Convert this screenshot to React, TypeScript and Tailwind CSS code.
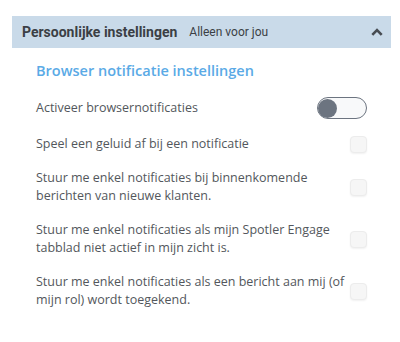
const rows = [
  "Speel een geluid af bij een notificatie",
  "Stuur me enkel notificaties bij binnenkomende berichten van nieuwe klanten.",
  "Stuur me enkel notificaties als mijn Spotler Engage tabblad niet actief in mijn zicht is.",
  "Stuur me enkel notificaties als een bericht aan mij (of mijn rol) wordt toegekend.",
];

export default function App() {
  return (
    <div className="w-[400px] h-[342px] bg-white pt-4 pl-3 pr-[9px]">
      <div className="h-8 bg-[#c9dae9] flex items-center pl-[10px] pr-[8px]">
        <span className="font-['Roboto',sans-serif] font-bold text-[14px] text-[#3b3f45]">
          Persoonlijke instellingen
        </span>
        <span className="ml-3 font-['Roboto',sans-serif] text-[12px] text-[#3b3f45]">
          Alleen voor jou
        </span>
        <svg className="ml-auto" width="12" height="8" viewBox="0 0 12 8" fill="none">
          <polyline points="1.3,6.8 6,2 10.7,6.8" stroke="#474c52" strokeWidth="2.6" />
        </svg>
      </div>

      <div className="pl-6 pr-[24px] font-['Open_Sans',sans-serif]">
        <h2 className="mt-[13px] text-[14.5px] leading-[20px] font-semibold text-[#5aaae6]">
          Browser notificatie instellingen
        </h2>

        <div className="mt-[16px] flex items-center justify-between">
          <span className="text-[12.5px] leading-[18px] text-[#53575c]">Activeer browsernotificaties</span>
          <div className="w-[50px] h-[22px] rounded-full border-[1.5px] border-[#6c7480] bg-[#f8f9fa] flex items-center">
            <div className="w-[19px] h-[19px] rounded-full bg-[#6c7480]" />
          </div>
        </div>

        <div className="mt-[16px] flex flex-col gap-[16px]">
          {rows.map((r) => (
            <div key={r} className="flex items-center justify-between">
              <span className="w-[310px] text-[12.5px] leading-[18px] text-[#53575c]">{r}</span>
              <div className="w-[17px] h-[17px] rounded-[4px] bg-[#f6f6f6] border border-[#ececec] shadow-[0_1px_2px_rgba(0,0,0,0.06)]" />
            </div>
          ))}
        </div>
      </div>
    </div>
  );
}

• What to produce:
Write the full listing out again with every line unchanged, but include no pictures.

• Task solution:
Convert this screenshot to React, TypeScript and Tailwind CSS code.
const rows = [
  "Speel een geluid af bij een notificatie",
  "Stuur me enkel notificaties bij binnenkomende berichten van nieuwe klanten.",
  "Stuur me enkel notificaties als mijn Spotler Engage tabblad niet actief in mijn zicht is.",
  "Stuur me enkel notificaties als een bericht aan mij (of mijn rol) wordt toegekend.",
];

export default function App() {
  return (
    <div className="w-[400px] h-[342px] bg-white pt-4 pl-3 pr-[9px]">
      <div className="h-8 bg-[#c9dae9] flex items-center pl-[10px] pr-[8px]">
        <span className="font-['Roboto',sans-serif] font-bold text-[14px] text-[#3b3f45]">
          Persoonlijke instellingen
        </span>
        <span className="ml-3 font-['Roboto',sans-serif] text-[12px] text-[#3b3f45]">
          Alleen voor jou
        </span>
        <svg className="ml-auto" width="12" height="8" viewBox="0 0 12 8" fill="none">
          <polyline points="1.3,6.8 6,2 10.7,6.8" stroke="#474c52" strokeWidth="2.6" />
        </svg>
      </div>

      <div className="pl-6 pr-[24px] font-['Open_Sans',sans-serif]">
        <h2 className="mt-[13px] text-[14.5px] leading-[20px] font-semibold text-[#5aaae6]">
          Browser notificatie instellingen
        </h2>

        <div className="mt-[16px] flex items-center justify-between">
          <span className="text-[12.5px] leading-[18px] text-[#53575c]">Activeer browsernotificaties</span>
          <div className="w-[50px] h-[22px] rounded-full border-[1.5px] border-[#6c7480] bg-[#f8f9fa] flex items-center">
            <div className="w-[19px] h-[19px] rounded-full bg-[#6c7480]" />
          </div>
        </div>

        <div className="mt-[16px] flex flex-col gap-[16px]">
          {rows.map((r) => (
            <div key={r} className="flex items-center justify-between">
              <span className="w-[310px] text-[12.5px] leading-[18px] text-[#53575c]">{r}</span>
              <div className="w-[17px] h-[17px] rounded-[4px] bg-[#f6f6f6] border border-[#ececec] shadow-[0_1px_2px_rgba(0,0,0,0.06)]" />
            </div>
          ))}
        </div>
      </div>
    </div>
  );
}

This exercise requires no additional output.